By Mike Leggett – AMERICAN-STATESMAN STAFF
Wootters concerned about deer breeding, hunting trends.
INGRAM — Outside, it’s a hundred degrees and stifling. Inside, it’s cool and semi-dark and a nice place to look outside, which John Wootters is doing from an easy chair in his living room, gazing out across the valley and over to the next mountain.
The now mostly retired Wootters, 81, famous for his columns on hunting, reloading and shooting in Petersen’s Hunting magazine, and his wife, Jeanne, live in a house built into the side of a mountain in the heart of the Texas Hill Country.
Wootters has his reloading bench and shooting station there, his trophies from a lifetime of hunting and fishing and some of his guns. He’s been selling many of his firearms, though he’s keeping his handguns and a few rifles.
He’s owned the rifles for decades, and they have special value because they’ve been featured in so many photos of Wootters with trophies from around the world.
“I have an emotional attachment to them,” he said of the rifles. The handguns he treasures as well, but he also needs them to hunt now, since a stroke he suffered two years ago left him without the full use of his left arm.
Wootters recently sat down to talk about his life outdoors, his years at Petersen’s and the direction he believes hunting and hunters are taking.
“I love deer,” he said. “I never loved their scores. I’m not a record-book hunter. I’m not sure I even approve of record books. I think they’ve resulted in a lot of abuse of the resource.”
A mature whitetail buck is the No. 1 game animal in the world, Wootters said. (No. 1A would be Africa’s Cape buffalo.) But the emphasis on bigger bucks and higher scores, which has led to special deer-breeding programs, imported trophy animals and now steroids, has sucked something out of hunting, out of going for the pure joy of seeing a wild animal.
“We’ve already lost something,” Wootters said. “Most kids have never had any exposure (to the hunting that many Texans grew up with). They don’t have the opportunity anymore.

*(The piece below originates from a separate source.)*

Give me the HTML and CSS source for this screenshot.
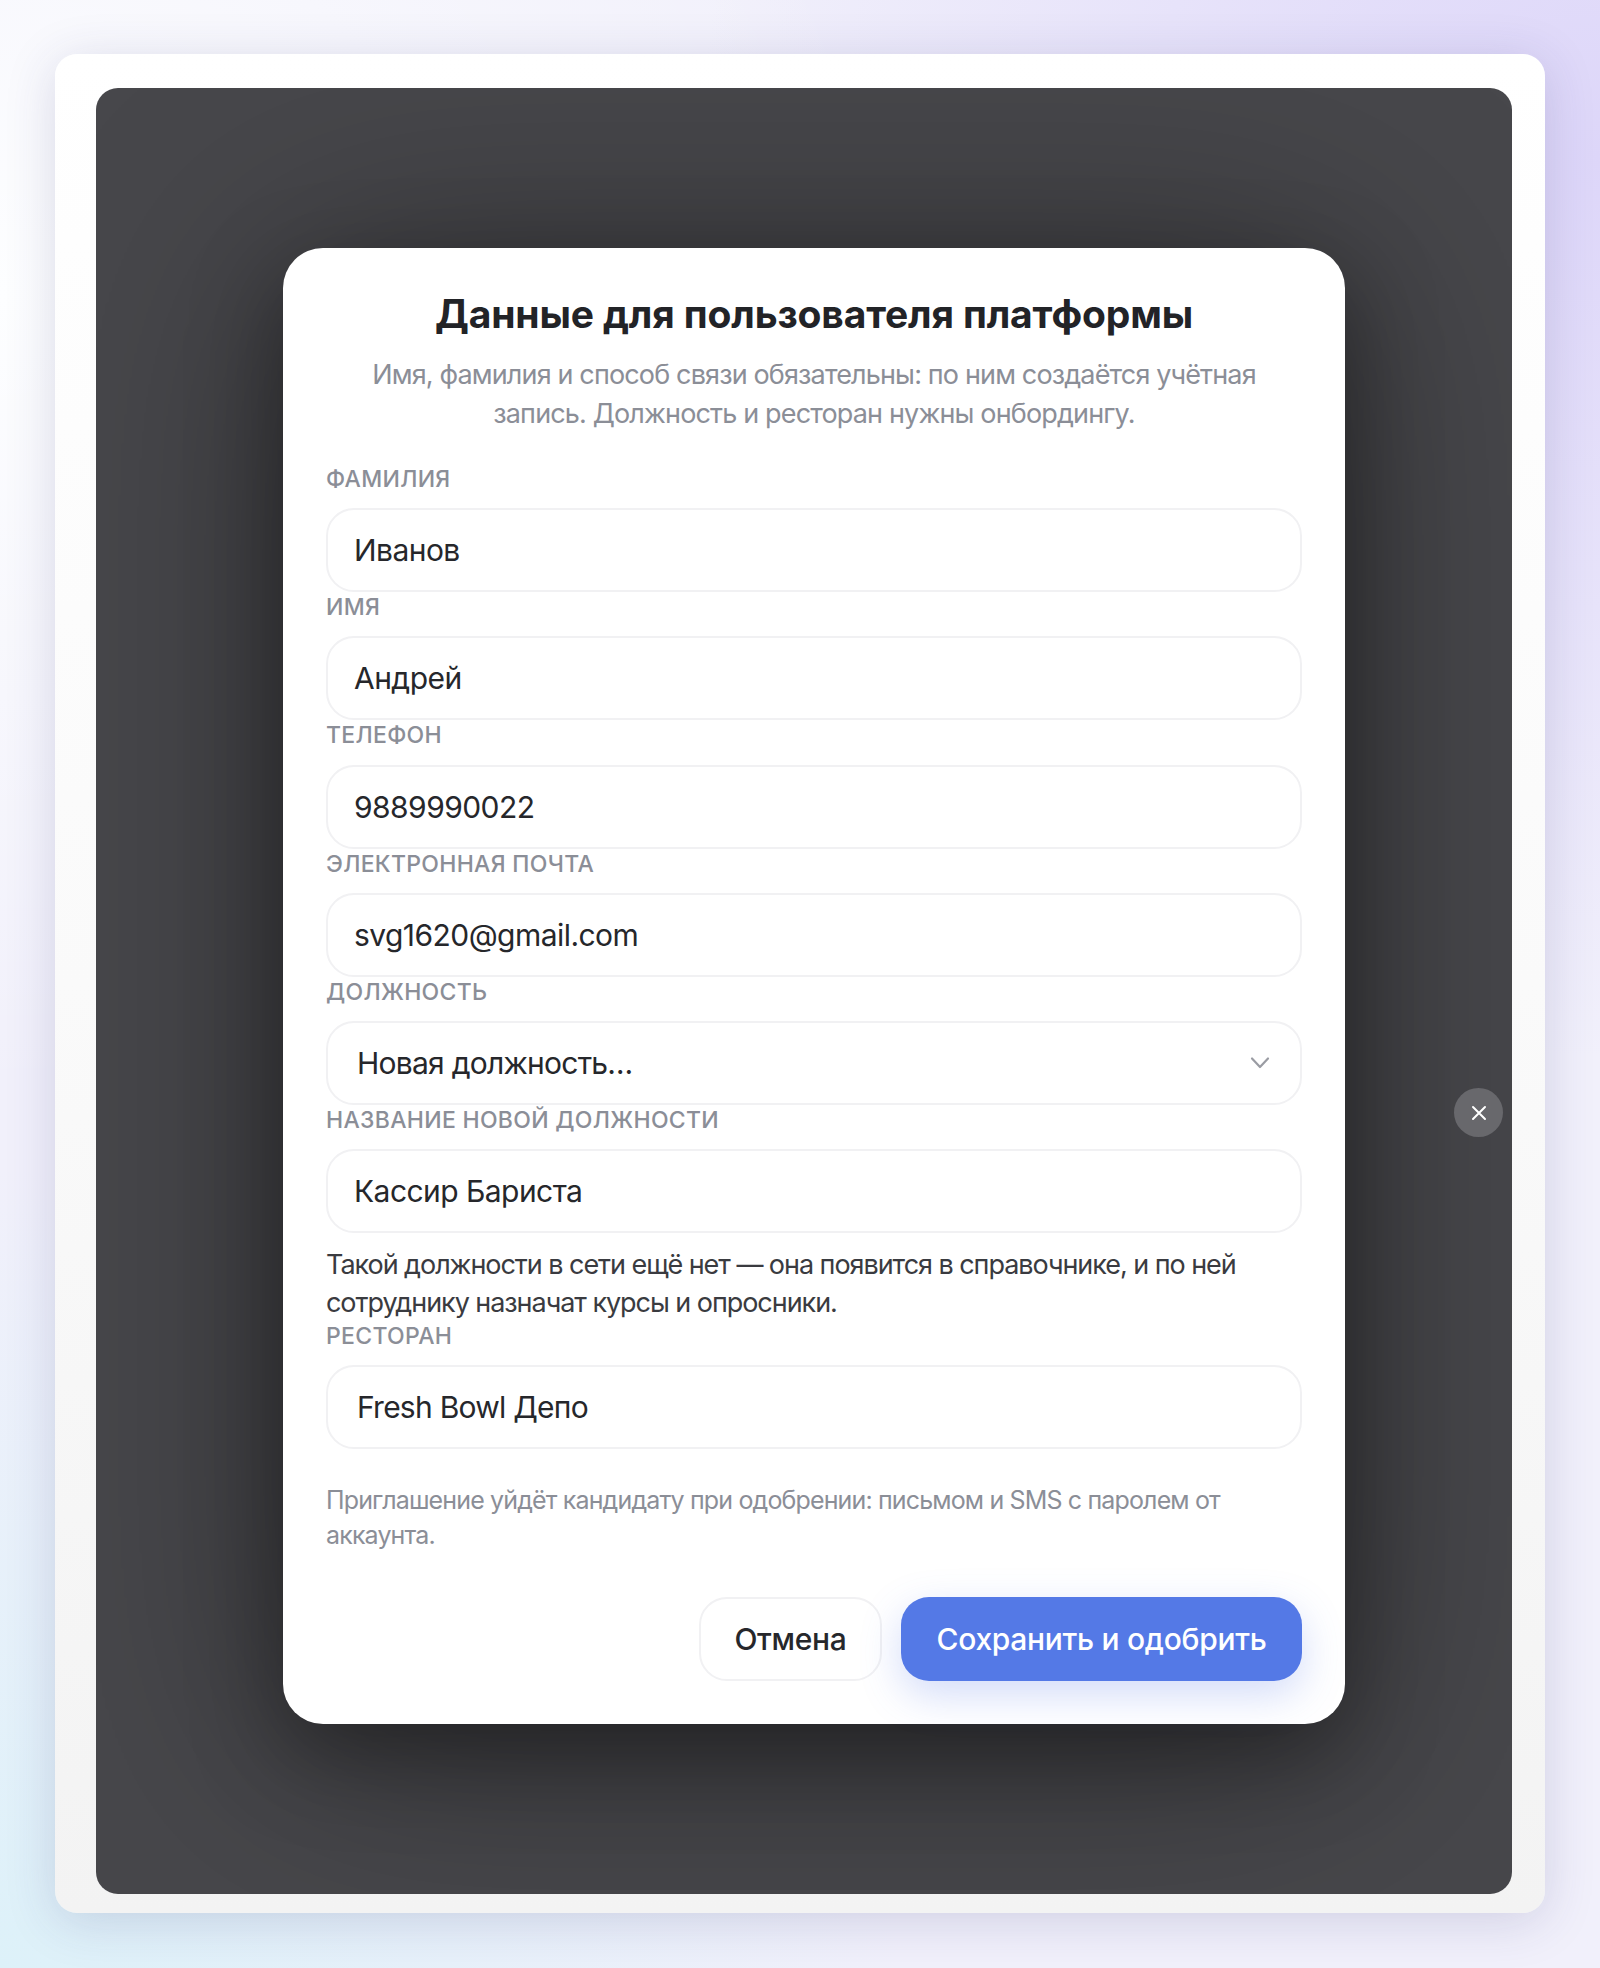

“That whole thing of a deer industry turns my stomach. It stopped being hunting. To me, those deer (featured in ads for breeders and buyers), I don’t even regard them as real deer. I wouldn’t shoot one. That’s not deer hunting to me.”
Wootters prefers still hunting, slowly moving through a pasture in search of the best buck, to any other method of hunting.
And he believes other hunters would, too, if they ever experienced it.
“People aren’t taught to hunt and haven’t learned the rewards of doing it and doing it right,” Wootters said.
“It’s more and more an older man’s sport. Hunting is on a downhill slide, and it’s not going to get any better.”
Wootters grew up in Houston, but summers and hunts spent with his rural grandparents hooked him on hunting and fishing. He learned to track and trail and to enjoy the outdoors for the value of an animal seen and a lesson learned.
He became interested in photography while fighting in the Korean War, and later launched a career writing books and magazine articles. His book “Hunting Trophy Deer,” published in 1977, has sold more than 100,000 copies, an incredible number for a genre publication.
But Wootters isn’t looking back. He makes that clear. He still hunts, he still writes for a local newspaper, and he still spends time loading and working on guns in his shop.
He’s asked what’s down the road for hunting.
“I don’t claim psychic powers, but I don’t really like the way we’re going. We’ve already gone past some of the limits of what I would consider honorable hunting,” he said.
That said, Wootters and his wife plan to return to hunting this year. He didn’t kill a deer (because of his stroke) in 2008, the first time since 1941 that he hasn’t tagged a buck, minus those two years in Korea.
“You just don’t look back,” he said. “I had a goal, and I reached that goal. I can’t fly (for travel) now, so I just go out and enjoy what I can do.”